A mom who is a grocery store clerk or a frontline medical professional may find herself busier than ever this particular Mother’s Day. If she’s a hairdresser, her salon may have been suddenly and completely shuttered in the middle of March. Or the small business she owns, or the restaurant where she works, may be experiencing a temporary (she hopes) decrease in demand for her services right now.
While families all across the U.S. are being affected by the coronavirus pandemic, the losses “are more prevalent among the families of low-income and Hispanic adults,” according to the Urban Institute. As of early April, 41.5% of nonelderly adults had reported the loss of “jobs, work hours or work-related income” within their families, due to COVID-19.
One writer concludes: “We are all on different ships during this storm, experiencing a very different journey.”
And so it could be said of mothers—not only during COVID-19—although the range of experiences moms are having right now makes this a particularly poignant Mother’s Day.

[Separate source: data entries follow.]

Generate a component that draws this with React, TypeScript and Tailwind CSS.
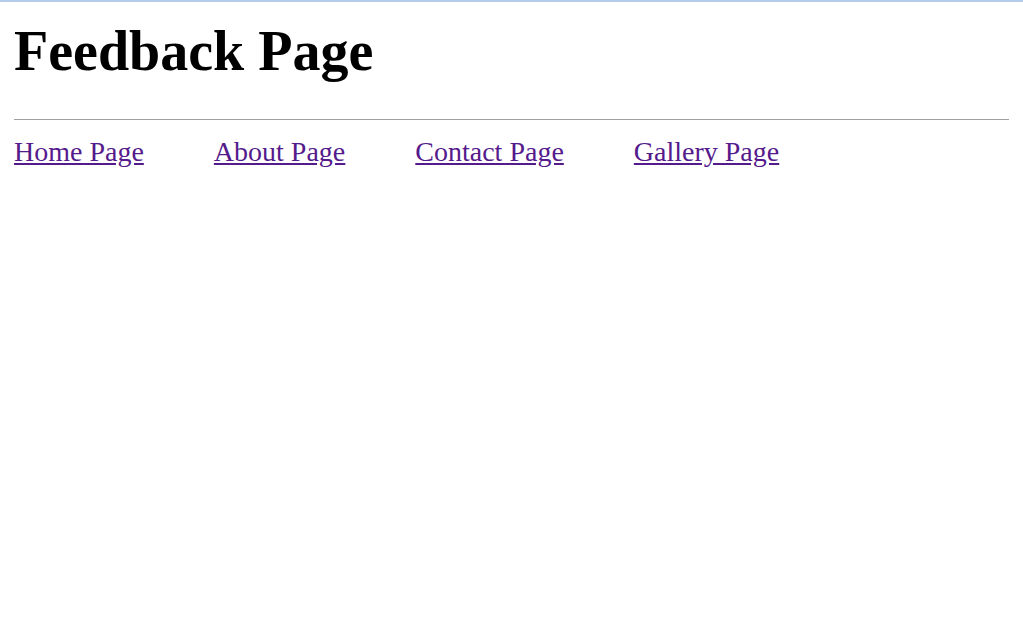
export default function App() {
  const links = ["Home Page", "About Page", "Contact Page", "Gallery Page"];
  return (
    <div className="min-h-[626px] border-t-2 border-[#b4cbea] bg-white px-[14px] font-['Liberation_Serif',serif] text-black">
      <h1 className="mt-[7px] text-[56px] font-bold leading-normal">Feedback Page</h1>
      <hr className="mt-[26px] border-t border-[#a0a0a0]" />
      <nav className="mt-[11px] flex gap-[70px] text-[28px] leading-normal">
        {links.map((l) => (
          <a key={l} href="#" className="text-[#551a8b] underline">
            {l}
          </a>
        ))}
      </nav>
    </div>
  );
}
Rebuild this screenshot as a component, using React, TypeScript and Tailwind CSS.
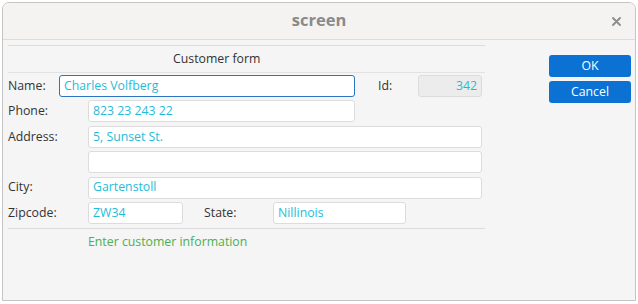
import React from "react";

const font = { fontFamily: '"Open Sans", "Noto Sans", sans-serif' };

function Field({ w, value, right, focused, gray }: { w: string; value: string; right?: boolean; focused?: boolean; gray?: boolean }) {
  return (
    <div
      className={`${w} h-[22px] rounded-[3px] border px-[4px] flex items-center text-[12.3px] text-[#1fbcd8] ${
        focused ? "border-[#2c74c4]" : "border-[#dcdcdc]"
      } ${gray ? "bg-[#ececec]" : "bg-white"} ${right ? "justify-end" : ""}`}
    >
      {value}
    </div>
  );
}

export default function App() {
  return (
    <div className="w-[638px] h-[304px] bg-white pt-[2px] pl-[2px]" style={font}>
      <div className="w-[634px] h-[299px] border border-[#c4c4c4] rounded-t-[7px] bg-[#f5f5f5] flex flex-col overflow-hidden">
        <div className="h-[37px] shrink-0 border-b border-[#dedbd8] bg-[#f4f3f2] grid grid-cols-[1fr_auto_1fr] items-center">
          <div />
          <div className="text-[16.5px] font-bold text-[#8a8a8a] leading-none pb-[2px]">screen</div>
          <div className="flex justify-end pr-[14px]">
            <svg width="9" height="9" viewBox="0 0 9 9">
              <path d="M1 1 L8 8 M8 1 L1 8" stroke="#8c8c8c" strokeWidth="1.8" strokeLinecap="round" />
            </svg>
          </div>
        </div>
        <div className="flex flex-row flex-1">
          <div className="pl-[5px] pt-[5px] w-[482px] shrink-0">
            <div className="border-t border-[#dcdcdc]" />
            <div className="h-[26px] flex items-center pl-[165px] text-[12.3px] text-[#333]">Customer form</div>
            <div className="border-t border-[#e2e2e2]" />
            <div className="flex flex-col gap-[3.4px] mt-[2px] text-[12.3px] text-[#333]">
              <div className="flex items-center">
                <div className="w-[51px]">Name:</div>
                <Field w="w-[296px]" value="Charles Volfberg" focused />
                <div className="w-[40px] ml-[23px]">Id:</div>
                <Field w="w-[64px]" value="342" right gray />
              </div>
              <div className="flex items-center">
                <div className="w-[80px]">Phone:</div>
                <Field w="w-[267px]" value="823 23 243 22" />
              </div>
              <div className="flex items-center">
                <div className="w-[80px]">Address:</div>
                <Field w="w-[394px]" value="5, Sunset St." />
              </div>
              <div className="flex items-center">
                <div className="w-[80px]"></div>
                <Field w="w-[394px]" value="" />
              </div>
              <div className="flex items-center">
                <div className="w-[80px]">City:</div>
                <Field w="w-[394px]" value="Gartenstoll" />
              </div>
              <div className="flex items-center">
                <div className="w-[80px]">Zipcode:</div>
                <Field w="w-[95px]" value="ZW34" />
                <div className="w-[69px] ml-[21px]">State:</div>
                <Field w="w-[133px]" value="Nillinois" />
              </div>
            </div>
            <div className="border-t border-[#dcdcdc] mt-[4px] w-[477px]" />
            <div className="pl-[80px] mt-[4px] text-[12.3px] text-[#4caf50] leading-[18px]">Enter customer information</div>
          </div>
          <div className="ml-[64px] mt-[15px] flex flex-col gap-[4px]">
            <button className="w-[82px] h-[22px] rounded-[3px] bg-[#0b72d4] text-white text-[12.3px] flex items-center justify-center">OK</button>
            <button className="w-[82px] h-[22px] rounded-[3px] bg-[#0b72d4] text-white text-[12.3px] flex items-center justify-center">Cancel</button>
          </div>
        </div>
      </div>
    </div>
  );
}
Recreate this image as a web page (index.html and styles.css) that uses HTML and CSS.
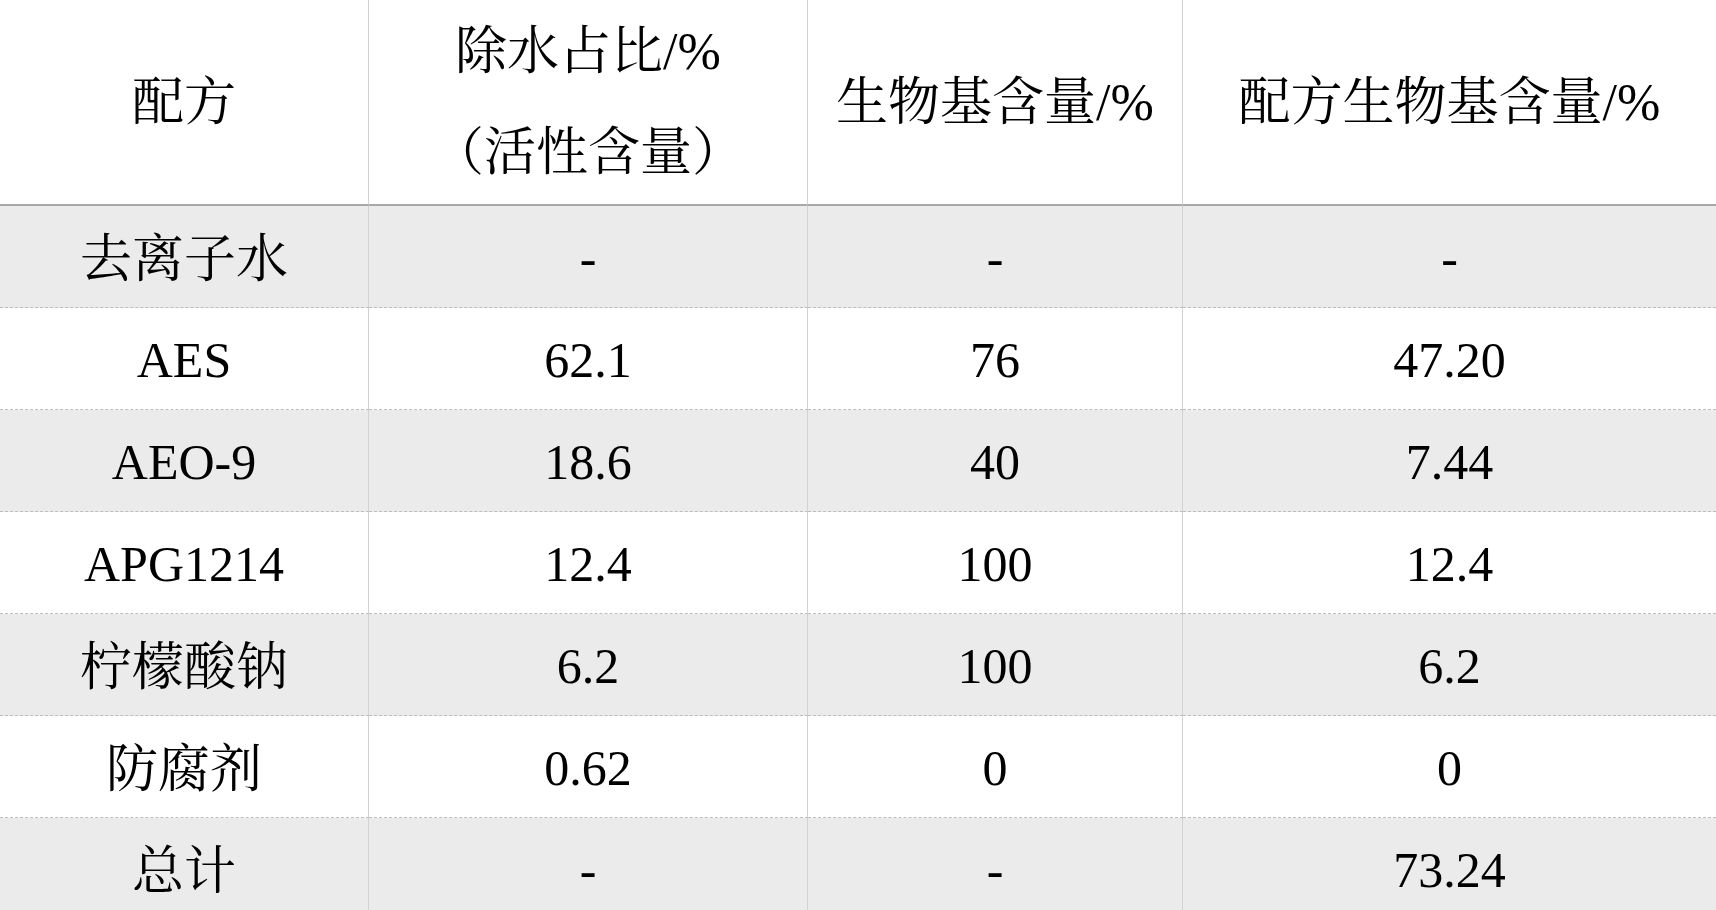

4. Simply Put, Our Mothers Are Busier Than Ever
Emily Guy Birken, when she’s not writing about personal finance, is the mother of two young sons: “Part of my current exhaustion stems from the expansion of my role as President in Charge of Everything for the family. That’s usually the case, despite my efforts, but it’s made much bigger by the stay-at-home order.”
“For instance, I’m the one who keeps the homeschooling schedules,” says Guy Birken. “I’m setting reminder after reminder on my phone to make sure the kids get to their online read-alouds, teacher one-on-ones and class discussions. I’m also the repository of all the sign-on information for the myriad apps/programs for the kids’ homeschooling.” While her husband does assist, mom is the one holding the fort.
Rebecca Lake, work-at-home mom and blogger at Busy Mom Smart Mom, says, “The biggest struggle for moms who came home from work or who were stay-at-home moms and now have the kids home all day seems to be just figuring out how to get things done. The problem is that routines have been completely disrupted, so there’s this feeling of disorientation.”
“As a work-at-home mom who also home schools,” Lake says, “I can vouch that having a routine is critical to being productive and staying sane when the kids are home all day.” Taking the time for self-care also is important, because, as she says, “even the most perfect routine in the world won’t help if you’re stressed out, run down or overwhelmed.”
Overwhelmed is a common quality of these confusing times, whether in reference to moms and other primary caregivers, first responders and essential workers or our government and community leaders. Give yourself permission to take a step back, take a few deep breaths and really be present to your situation: Hold on to what’s the same, reach out for what’s different and move ahead.
Within your family, have those difficult conversations about whatever hardships you’re facing—whether in your relationships or in your finances. No one is unaffected by this global public health and economic crisis and the systemic issues it’s quickly uncovering.
On Mother’s Day 2020, perhaps more than ever, our mothers deserve a great day of their own. If you have a mom, do your part this year—from whatever social distance is required.